Thursday, July 30, 2015

Friday, July 3, 2015

The Art of the Brick

Nathan Sawaya's The Art of the Brick exhibition is currently on at Porte de Versailles. It is incredible to see the talent that this lawyer-turned-artist has when it comes to creating these amazing sculptures - using nothing but Lego pieces. From Rodin's Thinker to Da Vinci's Mona Lisa carefully crafted to astounding similarity to the real sculptures. My children loved it, especially my nine-year old. I would highly recommend it as one of the things to do with the kids. Word of warning: with the sweltering temperatures we have been having, the Porte de Versailles - being an exhibition hall is not very well cooled. Go with your bottles of water - they will come in handy.
The exhibition runs until 30 August, 2015.
The Art of the Brick
1 Place de la Porte de Versailles
Pavillon 8/A
75015 Paris.

Thursday, July 2, 2015

Taking stock and readying myself for 'les vacances'

Funny how when everyone is winding down and readying themselves for their two months of vacation, I feel at my most inspired.

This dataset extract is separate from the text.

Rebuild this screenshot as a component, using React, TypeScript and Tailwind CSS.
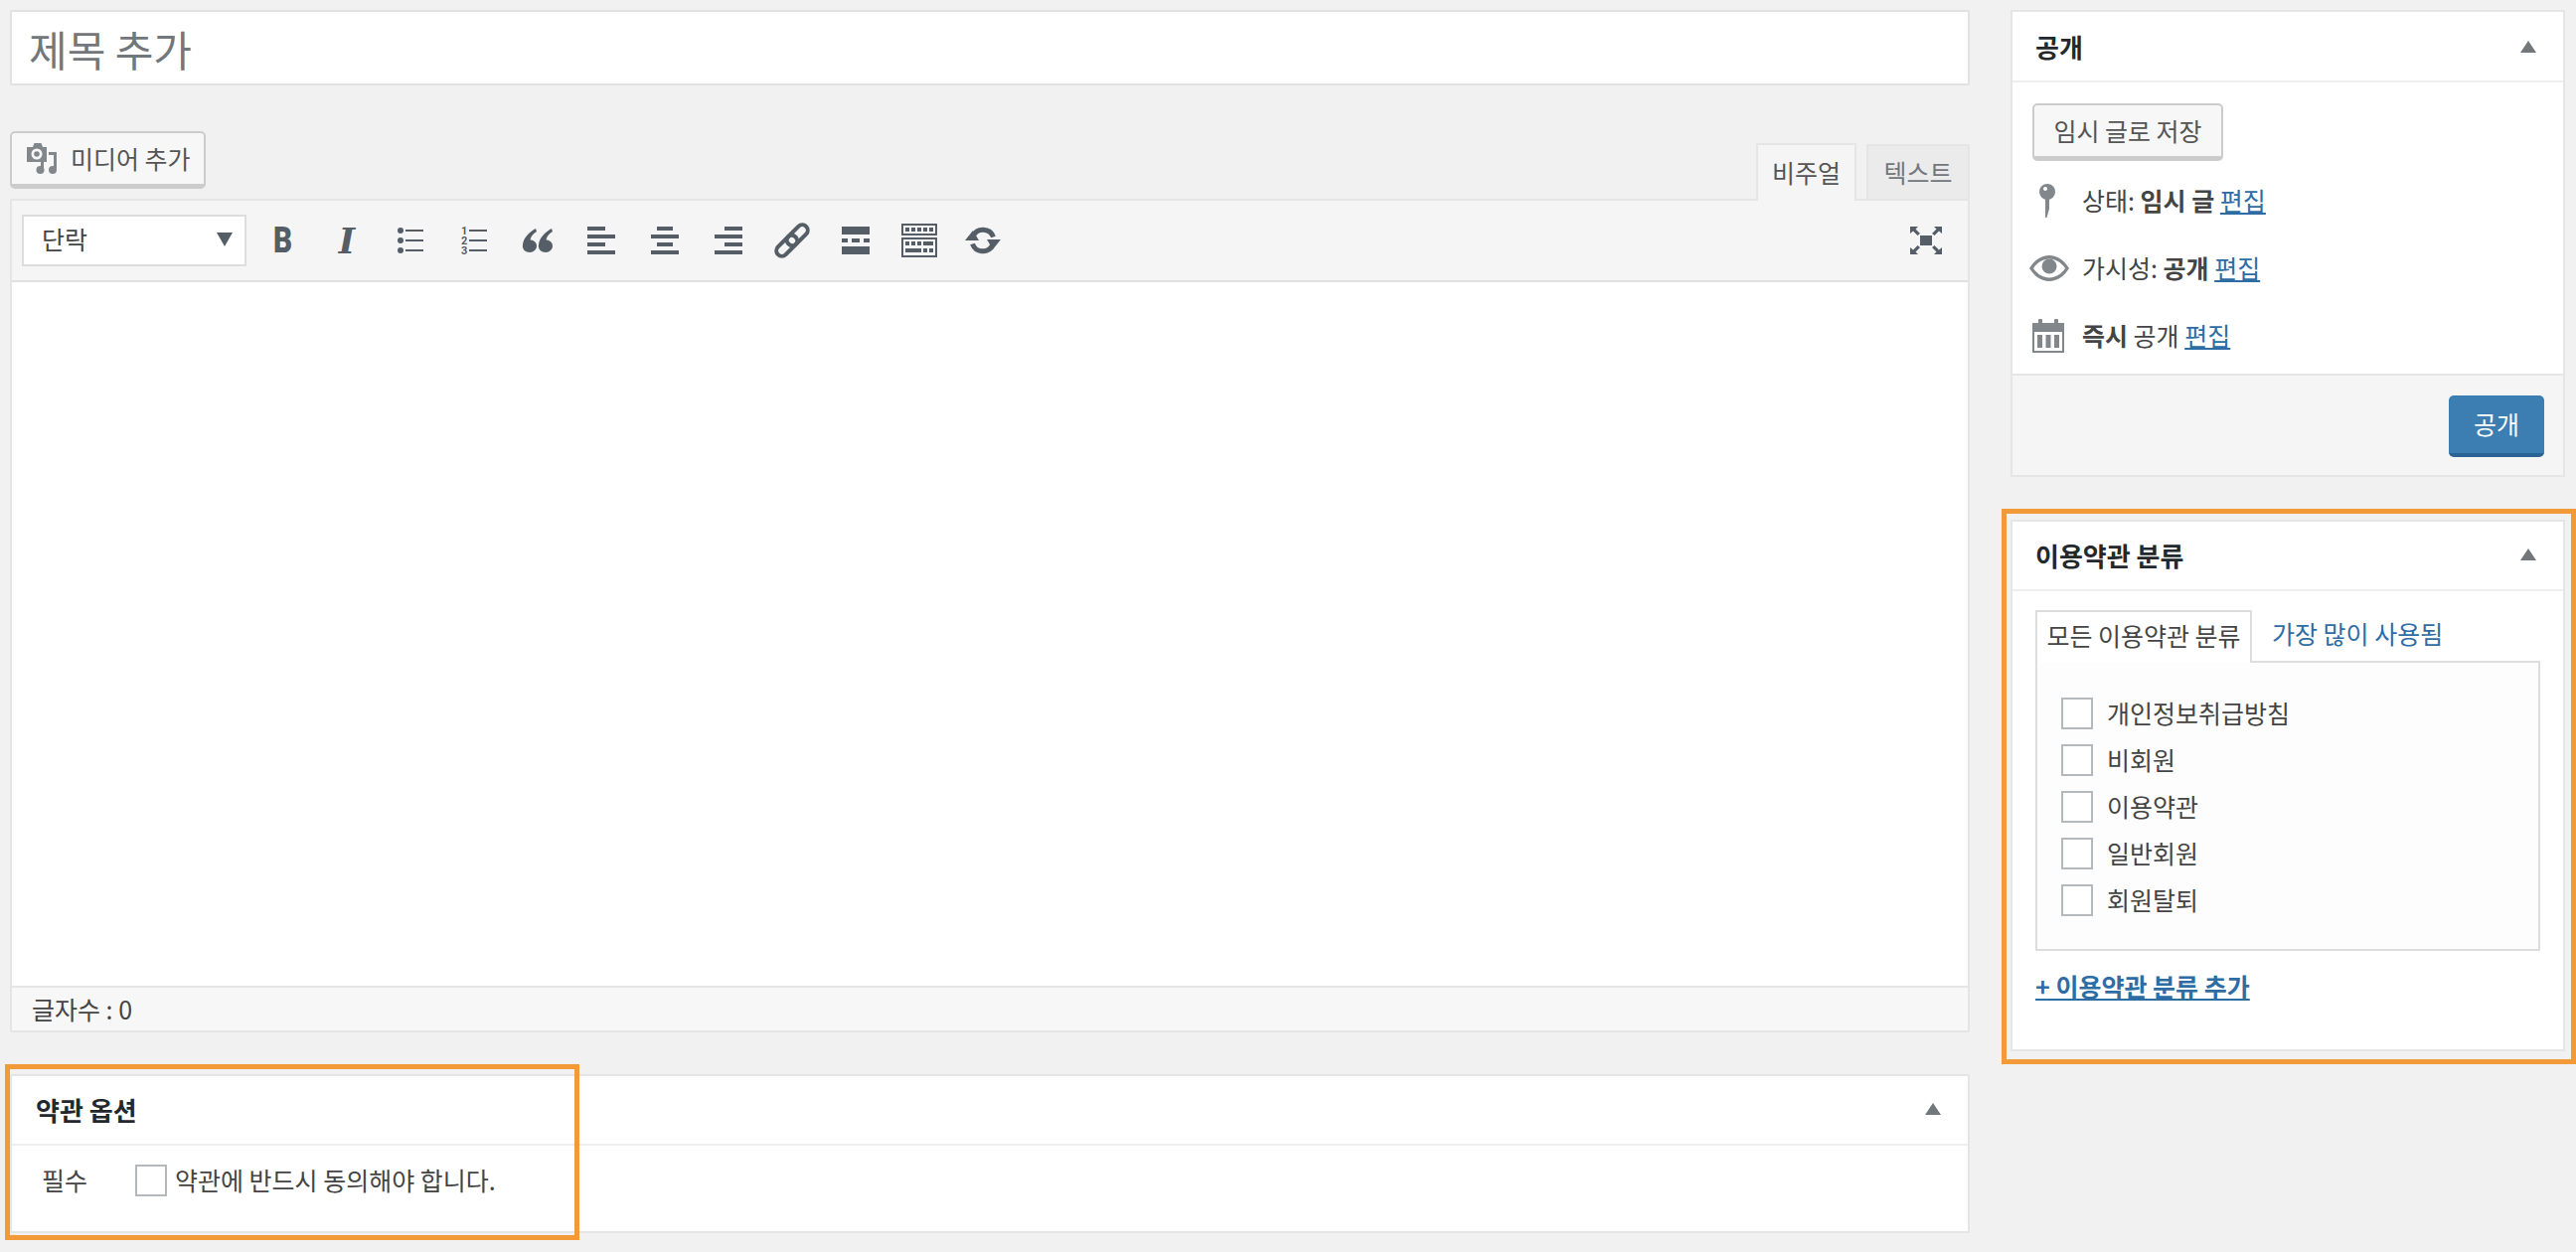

I want to spend at least four hours - plan big! - writing everyday; to finish reading a book every two weeks; to go to an art exhibition every week; to try a new restaurant once a week; to write an opinion piece once a week; in between finding ways to keep my children entertained - whilst still letting them use their own imagination - and whilst all the while pondering the insanity of the northern hemisphere's two month long summer vacation.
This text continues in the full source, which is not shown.